Each time we were faced with a recession it looked like the world was going to end, but like the sun sets recessions also go away. However as long as it lasts, revenue becomes hard to get, you no longer grow at the breathtaking pace as during a boom, forget growth even remaining at the same place becomes a challenge, very often you see declines. If you are staying at the same place during a recession often you are doing very well, it is foolish to try and grow by spending more on advertising and distribution. But the other feature of recession is that costs also go down.
Like recently we had to shift our office in New York from one location to another. We got it for the equivalent of Rs 65 per square feet, air-conditioned and fully done-up and for a period of 10 years. What that means is that in Mumbai real estate prices have to go down to Rs 40 per square feet. So the point is that costs go down during a recession and these are opportunities. Sometimes you bring down costs to such an extent that in the first year after recession you witness a bumper profit. But you need not always control costs by firing people, if they are incompetent you would fire them anyway, recession or no recession.
Also during times of boom there s a lot of irrational exuberance, which gets dealt with during a recession?
Yes, very true. Recessions are often the midwives for the transition from one economic era to the other. So during the transition from one economic era to another, the revenue hit you take is the least of your problems. Actually your business model might be becoming out of date and you have to watch out for that.
For instance, investment banks in New York and elsewhere did good business for 5-7 years on a business model that comprised borrowing $35 for each $ that they owned and taking bets on derivatives, which is a good thing to do, but whose risks they did not fully understand. And they discovered that their business model had become outdated.
Over the last ten years large enterprises have automated their business processes and increased their efficiencies by deploying information technology, what has been your own experience in this regard?
We are centered on technology so acceptance of technology here is universal, sometimes too much. We are at the leading edge of technology adoption in India.
Some of the things we are doing might sound arcane, nonetheless what keeps us awake at nights is to make sure everything we create is visible on every device such as PCs, mobiles, a Nokia or a Microsoft smart phone or a Google android phone. In the US they have 250 different types of mobile phones and four to five different PC types so how to design sites and make them work across different devices is a challenge which we just conquered. Our editors can now publish an item and it gets distributed across devices, as a result none of the device has a more than eight percent market share.

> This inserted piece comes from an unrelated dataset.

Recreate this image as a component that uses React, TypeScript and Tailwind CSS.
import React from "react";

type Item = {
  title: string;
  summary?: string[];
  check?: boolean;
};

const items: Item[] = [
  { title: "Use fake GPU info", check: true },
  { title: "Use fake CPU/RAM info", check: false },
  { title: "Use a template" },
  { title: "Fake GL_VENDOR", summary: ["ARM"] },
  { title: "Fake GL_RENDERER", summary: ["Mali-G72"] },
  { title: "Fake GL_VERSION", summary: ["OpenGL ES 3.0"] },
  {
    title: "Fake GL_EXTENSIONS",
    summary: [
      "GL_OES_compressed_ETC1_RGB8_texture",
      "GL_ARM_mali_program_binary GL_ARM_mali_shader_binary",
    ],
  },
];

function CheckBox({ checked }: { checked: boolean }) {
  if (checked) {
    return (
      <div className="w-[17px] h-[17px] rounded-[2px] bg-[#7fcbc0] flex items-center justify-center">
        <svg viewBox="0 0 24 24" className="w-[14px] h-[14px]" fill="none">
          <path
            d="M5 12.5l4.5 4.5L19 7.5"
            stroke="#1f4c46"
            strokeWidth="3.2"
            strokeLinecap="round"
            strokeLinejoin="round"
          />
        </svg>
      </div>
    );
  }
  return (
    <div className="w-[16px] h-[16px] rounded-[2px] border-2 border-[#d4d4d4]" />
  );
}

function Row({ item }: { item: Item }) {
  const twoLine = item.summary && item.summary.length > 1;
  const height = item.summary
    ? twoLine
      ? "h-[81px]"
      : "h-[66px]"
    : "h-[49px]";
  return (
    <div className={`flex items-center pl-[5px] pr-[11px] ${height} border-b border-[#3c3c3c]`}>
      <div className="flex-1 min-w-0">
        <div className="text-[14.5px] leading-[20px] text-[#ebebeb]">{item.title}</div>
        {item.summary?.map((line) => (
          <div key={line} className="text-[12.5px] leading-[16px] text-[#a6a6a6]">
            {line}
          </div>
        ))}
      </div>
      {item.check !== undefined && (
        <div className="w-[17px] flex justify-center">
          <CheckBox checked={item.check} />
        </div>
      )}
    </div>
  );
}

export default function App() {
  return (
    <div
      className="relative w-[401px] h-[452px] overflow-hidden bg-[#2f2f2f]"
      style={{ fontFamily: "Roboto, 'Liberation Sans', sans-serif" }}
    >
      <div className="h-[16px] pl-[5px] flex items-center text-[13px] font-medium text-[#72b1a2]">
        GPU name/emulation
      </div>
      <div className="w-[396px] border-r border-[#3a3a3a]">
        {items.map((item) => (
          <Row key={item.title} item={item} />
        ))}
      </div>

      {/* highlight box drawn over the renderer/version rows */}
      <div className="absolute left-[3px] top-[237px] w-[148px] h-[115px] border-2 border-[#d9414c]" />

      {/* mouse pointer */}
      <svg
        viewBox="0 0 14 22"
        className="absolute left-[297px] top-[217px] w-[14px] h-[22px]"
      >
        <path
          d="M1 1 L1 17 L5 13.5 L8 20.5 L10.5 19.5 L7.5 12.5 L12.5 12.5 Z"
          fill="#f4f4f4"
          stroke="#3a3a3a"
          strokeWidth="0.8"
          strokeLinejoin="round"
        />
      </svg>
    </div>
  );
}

The other thing is that Internet penetration in India has a lot to do with languages. So we are working to ensure that we have a technological solution which enables conversion of content we create to multiple languages and its distribution. This is our other preoccupation.

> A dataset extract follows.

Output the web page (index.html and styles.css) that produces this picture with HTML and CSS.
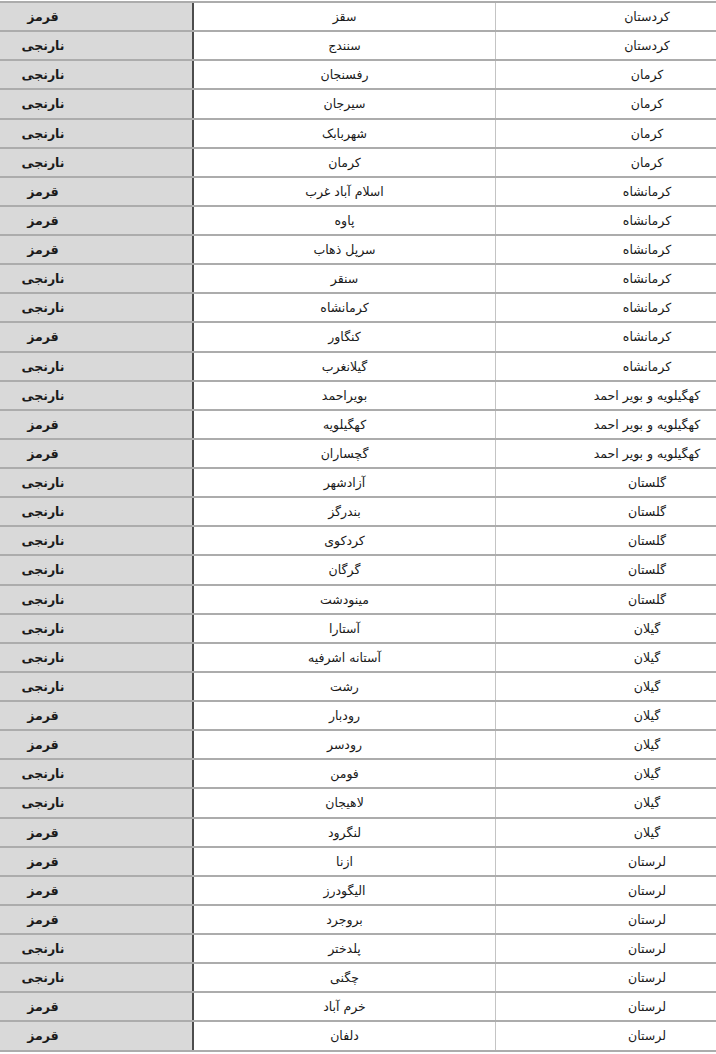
FILE: index.html
```html
<!DOCTYPE html>
<html lang="fa">
<head>
<meta charset="utf-8">
<title>جدول شهرها</title>
<link rel="stylesheet" href="styles.css">
</head>
<body>
<div class="sheet" dir="rtl">
  <div class="row"><div class="cell prov">کردستان</div><div class="cell city">سقز</div><div class="cell status">قرمز</div></div>
  <div class="row"><div class="cell prov">کردستان</div><div class="cell city">سنندج</div><div class="cell status">نارنجی</div></div>
  <div class="row"><div class="cell prov">کرمان</div><div class="cell city">رفسنجان</div><div class="cell status">نارنجی</div></div>
  <div class="row"><div class="cell prov">کرمان</div><div class="cell city">سیرجان</div><div class="cell status">نارنجی</div></div>
  <div class="row"><div class="cell prov">کرمان</div><div class="cell city">شهربابک</div><div class="cell status">نارنجی</div></div>
  <div class="row"><div class="cell prov">کرمان</div><div class="cell city">کرمان</div><div class="cell status">نارنجی</div></div>
  <div class="row"><div class="cell prov">کرمانشاه</div><div class="cell city">اسلام آباد غرب</div><div class="cell status">قرمز</div></div>
  <div class="row"><div class="cell prov">کرمانشاه</div><div class="cell city">پاوه</div><div class="cell status">قرمز</div></div>
  <div class="row"><div class="cell prov">کرمانشاه</div><div class="cell city">سرپل ذهاب</div><div class="cell status">قرمز</div></div>
  <div class="row"><div class="cell prov">کرمانشاه</div><div class="cell city">سنقر</div><div class="cell status">نارنجی</div></div>
  <div class="row"><div class="cell prov">کرمانشاه</div><div class="cell city">کرمانشاه</div><div class="cell status">نارنجی</div></div>
  <div class="row"><div class="cell prov">کرمانشاه</div><div class="cell city">کنگاور</div><div class="cell status">قرمز</div></div>
  <div class="row"><div class="cell prov">کرمانشاه</div><div class="cell city">گیلانغرب</div><div class="cell status">نارنجی</div></div>
  <div class="row"><div class="cell prov">کهگیلویه و بویر احمد</div><div class="cell city">بویراحمد</div><div class="cell status">نارنجی</div></div>
  <div class="row"><div class="cell prov">کهگیلویه و بویر احمد</div><div class="cell city">کهگیلویه</div><div class="cell status">قرمز</div></div>
  <div class="row"><div class="cell prov">کهگیلویه و بویر احمد</div><div class="cell city">گچساران</div><div class="cell status">قرمز</div></div>
  <div class="row"><div class="cell prov">گلستان</div><div class="cell city">آزادشهر</div><div class="cell status">نارنجی</div></div>
  <div class="row"><div class="cell prov">گلستان</div><div class="cell city">بندرگز</div><div class="cell status">نارنجی</div></div>
  <div class="row"><div class="cell prov">گلستان</div><div class="cell city">کردکوی</div><div class="cell status">نارنجی</div></div>
  <div class="row"><div class="cell prov">گلستان</div><div class="cell city">گرگان</div><div class="cell status">نارنجی</div></div>
  <div class="row"><div class="cell prov">گلستان</div><div class="cell city">مینودشت</div><div class="cell status">نارنجی</div></div>
  <div class="row"><div class="cell prov">گیلان</div><div class="cell city">آستارا</div><div class="cell status">نارنجی</div></div>
  <div class="row"><div class="cell prov">گیلان</div><div class="cell city">آستانه اشرفیه</div><div class="cell status">نارنجی</div></div>
  <div class="row"><div class="cell prov">گیلان</div><div class="cell city">رشت</div><div class="cell status">نارنجی</div></div>
  <div class="row"><div class="cell prov">گیلان</div><div class="cell city">رودبار</div><div class="cell status">قرمز</div></div>
  <div class="row"><div class="cell prov">گیلان</div><div class="cell city">رودسر</div><div class="cell status">قرمز</div></div>
  <div class="row"><div class="cell prov">گیلان</div><div class="cell city">فومن</div><div class="cell status">نارنجی</div></div>
  <div class="row"><div class="cell prov">گیلان</div><div class="cell city">لاهیجان</div><div class="cell status">نارنجی</div></div>
  <div class="row"><div class="cell prov">گیلان</div><div class="cell city">لنگرود</div><div class="cell status">قرمز</div></div>
  <div class="row"><div class="cell prov">لرستان</div><div class="cell city">ازنا</div><div class="cell status">قرمز</div></div>
  <div class="row"><div class="cell prov">لرستان</div><div class="cell city">الیگودرز</div><div class="cell status">قرمز</div></div>
  <div class="row"><div class="cell prov">لرستان</div><div class="cell city">بروجرد</div><div class="cell status">قرمز</div></div>
  <div class="row"><div class="cell prov">لرستان</div><div class="cell city">پلدختر</div><div class="cell status">نارنجی</div></div>
  <div class="row"><div class="cell prov">لرستان</div><div class="cell city">چگنی</div><div class="cell status">نارنجی</div></div>
  <div class="row"><div class="cell prov">لرستان</div><div class="cell city">خرم آباد</div><div class="cell status">قرمز</div></div>
  <div class="row"><div class="cell prov">لرستان</div><div class="cell city">دلفان</div><div class="cell status">قرمز</div></div>
</div>
</body>
</html>
```

FILE: styles.css
```css
html, body {
  margin: 0;
  padding: 0;
  background: #ffffff;
}

.sheet {
  width: 716px;
  margin-top: 1px;
  border-top: 2px solid #acacac;
  font-family: "DejaVu Sans", sans-serif;
  font-size: 12.5px;
  color: #1a1a1a;
}

.row {
  display: grid;
  grid-template-columns: 221px 303px 192px;
  height: 29.14px;
  box-sizing: border-box;
  border-bottom: 2px solid #acacac;
}

.cell {
  display: flex;
  align-items: center;
  justify-content: center;
  box-sizing: border-box;
  white-space: nowrap;
  overflow: hidden;
}

/* province column: visually centred on a column wider than the view */
.prov {
  border-left: 1px solid #c4c4c4;
  padding-left: 82px;
}

.city {
  border-left: 2px solid #4d4d4d;
}

/* status column: visually centred on a column wider than the view */
.status {
  background: #d9d9d9;
  font-weight: bold;
  padding-right: 106px;
}
```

Thirdly, we have been great supporters of Open Source. All our services run on open source software. Also things like Semantic tagging are gaining traction but they are very specific to us. Besides that we have converted all our internal services into web services. Recently I was asked to speak an audience of CIOs on web-enabling of services and I found a very skeptical audience to whom I was trying to explain that I am not a technology vendor dishing out marketing hype. So I have a feeling that Indian IT folks are 5 years behind time.
Moving forward do you see technology becoming increasingly critical to business success?
In India we have changed our views about technology quite historically since the 1980 s and 90 s when technology was supposed to be a job destroyer. In the 80s and early 90s we used to have periodic strikes against automation in LIC or railways offices because people perceived automation as something that took their jobs away. But then the IT services boom happened, people realized technology was not a job destroyer but job creator. You had iconic companies like Satyam and Infosys come up and people hoped to get jobs in them.
The positive feel was further enhanced when these companies announced adding thousands of employees each year. Indian policymakers then started to think technology meant jobs while in the US they took an exactly opposite view. In my personal view neither of this can be the reason why you adopt technology. The real reason should be convenience, benefits for users and use of technology to extend services to users. For instance ATMs enable you to save time and effort by avoiding going to bank branches and the railway reservation system is similarly convenient. I am a great fan of using technology to extend services to people and make their lives easier.
As an industry person who has observed Indian industry closely, do you think Indian businesses use IT strategically or just as a tactical tool?
I don’t think in India they use it strategically. For instance take this example of a leader of a large enterprise which is known for extending technology to rural areas. I met him once at an event and while interacting with him found out that he does not have an e-mail id. His secretary receives his e-mail and prints it out for him to read everyday. And this for the leader of a company that has a specialized IT division, is known for rural extension of technology and even has a Harvard Business School case study done on it for innovative use of technology.
So Indian business executives who are currently at the top, have not had to learn anything technologically, it has not been important. They have grown in the licence-permit raj by their ability to get licences from government or getting government to deny licences to competitors or being able to raise capital quickly or raiding the stock markets. But using technology to shape things is something that has not mattered really to many companies in India. I think all this will change as competition intensifies.
What about your own use of technology? Is it strategic or merely tactical?
For us it has to be strategic because our business is centered on that. For me to say anything else would not be correct.
What are your expectations from somebody who handles IT in your organization?
One issue we have is when we recruit people for finance or other functional areas, it is hard to find those who are IT-savvy. Today when everything is digital, people in all functional areas need to be IT-savvy. For instance in order to implement Sarbanes Oxley controls you have to do it digitally.
On the other hand, we have a lot of IITians who are very IT-savvy; they know data mining and computer science but lack the business or marketing skills. Our education system and the curriculums we set have a lot to answer for this. For instance, the IT syllabus for Chartered Accountancy courses is 15 years behind time. If you look at some of the leading business schools, including the IIMs, and I am on the board of IIM Calcutta so I have seen it closely, they have heavy duty IT and marketing courses, but nothing that intersects both.
Personally, are you gadget-savvy? What are the gadgets you use?
I personally love gadgets and the most exciting thing about them is that now you can do a lot many smart things on smartphones like iPhone and Android. Anything that provides applications comparable to a PC, I find exciting, not just for productivity purposes but also for fun. I think the action arena in the future is clearly going to be mobiles.